Not JOINing on PERFORMANCE_SCHEMA

isotopp image Kristian Köhntopp -
December 1, 2020
a featured image

The tables in PERFORMANCE_SCHEMA (P_S) are not actually tables. You should not think of them as tables, even if your SQL works on them. You should not JOIN them, and you should not GROUP or ORDER BY them.

Unlocked memory buffers without indexes

The stuff in P_S has been created with “keep the impact on production small” in mind. That is, from a users point of view, you can think of them as unlocked memory buffers - the values in there change as you look at them, and there are precisely zero stability guarantees.

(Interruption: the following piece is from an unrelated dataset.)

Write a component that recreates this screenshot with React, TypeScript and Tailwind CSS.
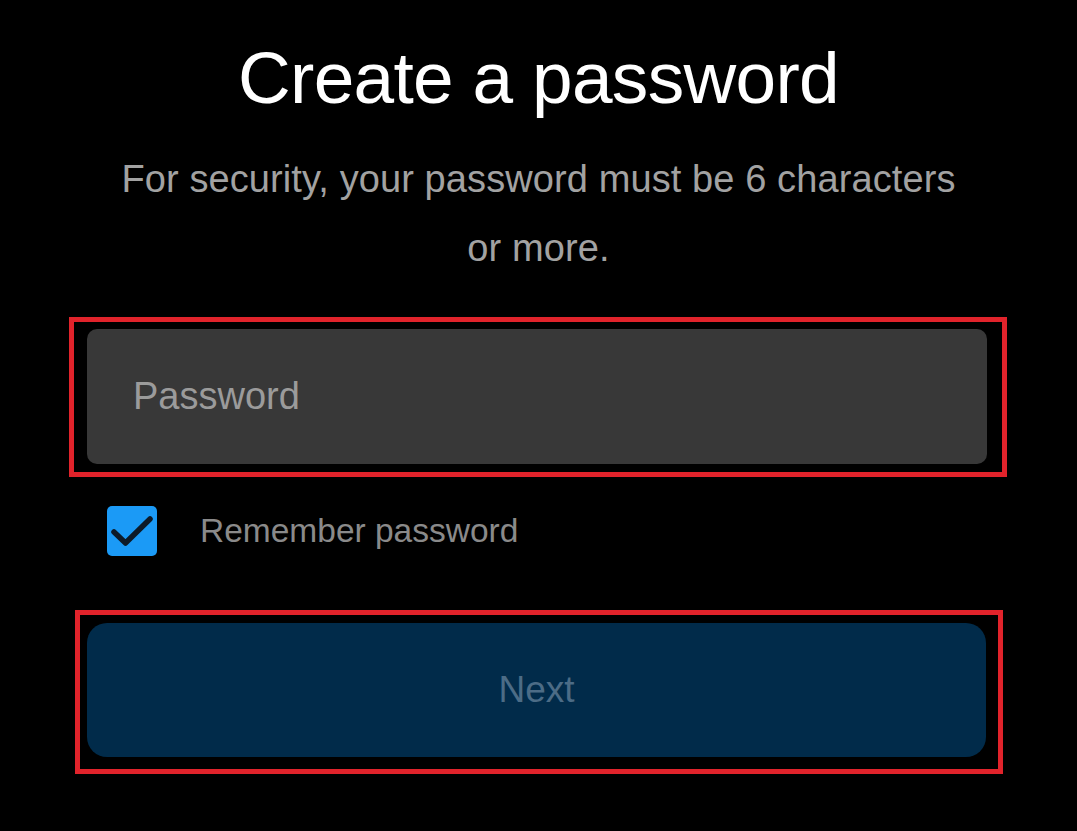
import React from "react";

export default function App() {
  const font = { fontFamily: '"Liberation Sans", Arial, sans-serif' };
  return (
    <div className="w-[1077px] h-[831px] bg-black overflow-hidden" style={font}>
      <h1 className="mt-[38px] text-center text-white text-[73px] leading-[80px] font-normal tracking-[-0.7px]">
        Create a password
      </h1>
      <p className="mt-[27px] mx-auto w-[870px] text-center text-[#a2a2a2] text-[38px] leading-[69px] tracking-[0.1px]">
        For security, your password must be 6 characters or more.
      </p>
      <div className="mt-[34px] ml-[69px] w-[938px] h-[160px] border-[5px] border-[#e1232b] pl-[13px] pr-[15px] pt-[7px]">
        <div className="h-[135px] rounded-[10px] bg-[#383838] flex items-center pl-[46px]">
          <span className="text-[38px] text-[#9b9b9b]">Password</span>
        </div>
      </div>
      <div className="mt-[29px] ml-[107px] flex items-center h-[50px]">
        <div className="w-[50px] h-[50px] rounded-[5px] bg-[#1b9af6] flex items-center justify-center">
          <svg width="50" height="50" viewBox="0 0 50 50">
            <path d="M7 26 L18.5 37 L43 13" fill="none" stroke="#0d1a28" strokeWidth="5.5" strokeLinecap="round" strokeLinejoin="round" />
          </svg>
        </div>
        <span className="ml-[43px] text-[33.5px] text-[#8a8a8a]">Remember password</span>
      </div>
      <div className="mt-[54px] ml-[75px] w-[928px] h-[164px] border-[5px] border-[#e1232b] pl-[7px] pr-[12px] pt-[8px]">
        <div className="h-[134px] rounded-[20px] bg-[#012b4a] flex items-center justify-center">
          <span className="text-[37px] text-[#4c6c86]">Next</span>
        </div>
      </div>
    </div>
  );
}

There are also no indexes (EDIT: There actually are secondary indexes on P_S tables in MySQL 8, see below).

Unstable comparisons

When sorting a table for a GROUP BY or ORDER BY, it may be necessary to compare the value of one row to other rows multiple times in order to determine where the row goes. The value compared to other rows can change while this happens, and will change more often the more load the server has. The end result is unstable. Also, as the table you sort may be larger on a server under load, the row may need more comparisons, making this even more likely to happen.

The table you look at may produce correct results on your stable, underutilized test systems, but the monitoring you base on this will fail on a loaded test system.

Do not use GROUP BY or ORDER BY on P_S tables.

No indexes, meaning slow joins on loaded systems

When JOINing a P_S table against other tables, the join is done without indexes (in MySQL up to and including 5.7). There are no indexes defined in P_S before MySQL 8.

In practice that means your join against the processlist or session variables tables in P_S do little harm in test, but will fail in production environments with many connections. You will be losing monitoring the moment you need it most - under load, in critital situations.

Do not JOIN P_S tables to anything.

How to monitor

About the only type of query you can reliably run on P_S is a single table SELECT * FROM P_S.table, maybe with a simple WHERE clause. That is, you can download and materialize data from a single P_S table at a time, unsorted, unaggregated.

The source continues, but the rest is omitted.